Write the data out again in full, with no departure from the original.

# SOURCE DATA
_ _ _ _ _ _ _

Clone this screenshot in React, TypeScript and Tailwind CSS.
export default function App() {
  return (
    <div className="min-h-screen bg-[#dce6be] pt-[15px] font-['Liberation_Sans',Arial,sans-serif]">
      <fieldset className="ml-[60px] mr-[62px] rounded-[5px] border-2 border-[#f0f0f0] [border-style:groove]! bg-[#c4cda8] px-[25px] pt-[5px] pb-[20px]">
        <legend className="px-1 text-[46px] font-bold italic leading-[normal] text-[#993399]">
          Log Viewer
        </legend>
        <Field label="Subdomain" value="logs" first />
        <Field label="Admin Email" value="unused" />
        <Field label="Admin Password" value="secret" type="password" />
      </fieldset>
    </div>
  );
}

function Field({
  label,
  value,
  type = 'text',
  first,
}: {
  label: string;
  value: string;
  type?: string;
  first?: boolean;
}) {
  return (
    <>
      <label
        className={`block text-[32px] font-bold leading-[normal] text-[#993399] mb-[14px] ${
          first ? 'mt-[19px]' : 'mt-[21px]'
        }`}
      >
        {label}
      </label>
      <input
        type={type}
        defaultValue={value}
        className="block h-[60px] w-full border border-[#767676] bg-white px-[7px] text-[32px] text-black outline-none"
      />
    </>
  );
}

_ _ _ _ _ _ _

# ANSWER TO THE PROBLEM
Clone this screenshot in React, TypeScript and Tailwind CSS.
export default function App() {
  return (
    <div className="min-h-screen bg-[#dce6be] pt-[15px] font-['Liberation_Sans',Arial,sans-serif]">
      <fieldset className="ml-[60px] mr-[62px] rounded-[5px] border-2 border-[#f0f0f0] [border-style:groove]! bg-[#c4cda8] px-[25px] pt-[5px] pb-[20px]">
        <legend className="px-1 text-[46px] font-bold italic leading-[normal] text-[#993399]">
          Log Viewer
        </legend>
        <Field label="Subdomain" value="logs" first />
        <Field label="Admin Email" value="unused" />
        <Field label="Admin Password" value="secret" type="password" />
      </fieldset>
    </div>
  );
}

function Field({
  label,
  value,
  type = 'text',
  first,
}: {
  label: string;
  value: string;
  type?: string;
  first?: boolean;
}) {
  return (
    <>
      <label
        className={`block text-[32px] font-bold leading-[normal] text-[#993399] mb-[14px] ${
          first ? 'mt-[19px]' : 'mt-[21px]'
        }`}
      >
        {label}
      </label>
      <input
        type={type}
        defaultValue={value}
        className="block h-[60px] w-full border border-[#767676] bg-white px-[7px] text-[32px] text-black outline-none"
      />
    </>
  );
}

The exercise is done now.